What the task requires →
Print the material below exactly as it stands, please, from its first line to the line holding "string; price: string;", with no pictures.

##############################

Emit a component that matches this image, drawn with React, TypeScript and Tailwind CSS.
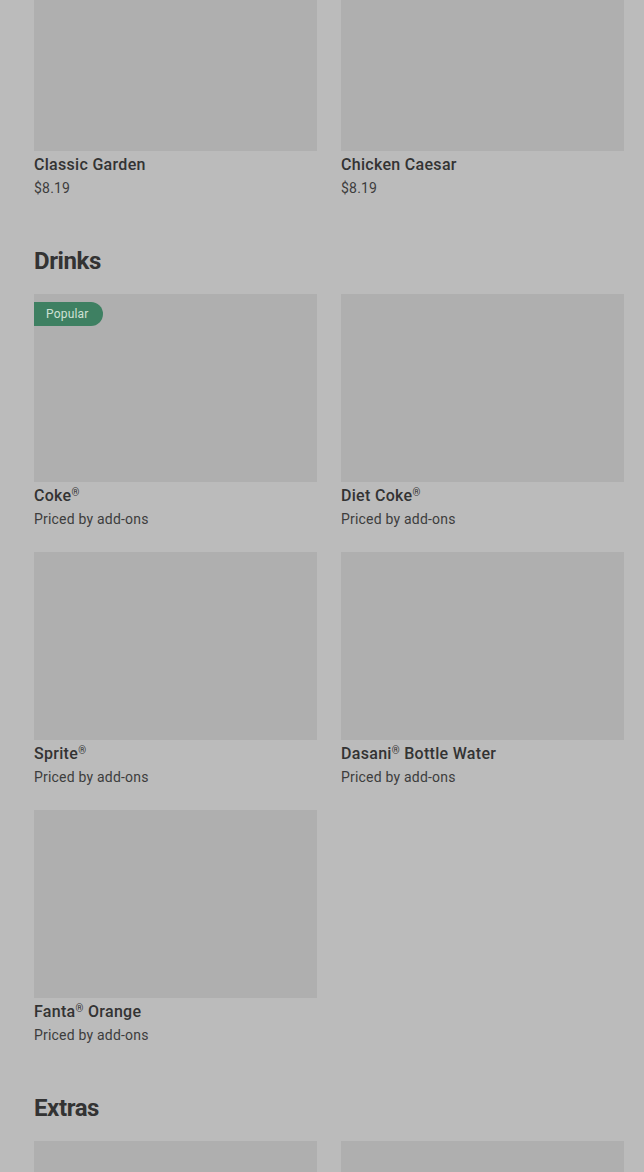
import React from "react";

type Item = { name: string; price: string; popular?: boolean };

const sections: { title?: string; items: Item[]; cut?: boolean }[] = [
  {
    items: [
      { name: "Classic Garden", price: "$8.19" },
      { name: "Chicken Caesar", price: "$8.19" },
    ],
  },
  {
    title: "Drinks",
    items: [
      { name: "Coke®", price: "Priced by add-ons", popular: true },
      { name: "Diet Coke®", price: "Priced by add-ons" },
      { name: "Sprite®", price: "Priced by add-ons" },
      { name: "Dasani® Bottle Water", price: "Priced by add-ons" },
      { name: "Fanta® Orange", price: "Priced by add-ons" },
    ],
  },
  {
    // only the top of this row is on screen
    title: "Extras",
    cut: true,
    items: [
      { name: "Chips", price: "$1.99" },
      { name: "Cookie", price: "$1.99" },
    ],
  },
];

// small raised ® like the menu uses
function Name({ text }: { text: string }) {
  const parts = text.split("®");
  return (
    <>
      {parts.map((p, i) => (
        <React.Fragment key={i}>
          {p}
          {i < parts.length - 1 && <span className="text-[10px] align-[5px] leading-none">®</span>}
        </React.Fragment>
      ))}
    </>
  );
}

function Card({ item, cut }: { item: Item; cut?: boolean }) {
  return (
    <div>
      <div className="relative h-[188px] bg-[#afafaf]">
        {item.popular && (
          <span className="absolute left-0 top-2 h-6 pl-3 pr-[14px] flex items-center rounded-r-full bg-[#3e8062] text-[12px] tracking-[0.2px] text-[#cfe0d5]">
            Popular
          </span>
        )}
      </div>
      {!cut && (
        <>
          <div className="mt-1 text-[16px] leading-5 font-medium tracking-[0.3px] text-[#333333]">
            <Name text={item.name} />
          </div>
          <div className="mt-[3px] text-[14px] leading-5 tracking-[0.2px] text-[#3d3d3d]">{item.price}</div>
        </>
      )}
    </div>
  );
}

export default function App() {
  return (
    <div
      className="min-h-screen h-[1172px] overflow-hidden bg-[#bbbbbb] pl-[34px] pr-5"
      style={{ fontFamily: "Roboto, 'Noto Sans', sans-serif" }}
    >
      <div className="-mt-[37px]">
        {sections.map((s, i) => (
          <section key={i} className={i > 0 ? "mt-[47px]" : ""}>
            {s.title && (
              <h2 className="text-[24px] leading-8 font-bold text-[#333333] mb-[17px] tracking-[-0.4px]">
                {s.title}
              </h2>
            )}
            <div className="grid grid-cols-2 gap-x-6 gap-y-[23px]">
              {s.items.map((it) => (
                <Card key={it.name} item={it} cut={s.cut} />
              ))}
            </div>
          </section>
        ))}
      </div>
    </div>
  );
}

##############################

Written reply →
Emit a component that matches this image, drawn with React, TypeScript and Tailwind CSS.
import React from "react";

type Item = { name: string; price: string; popular?: boolean };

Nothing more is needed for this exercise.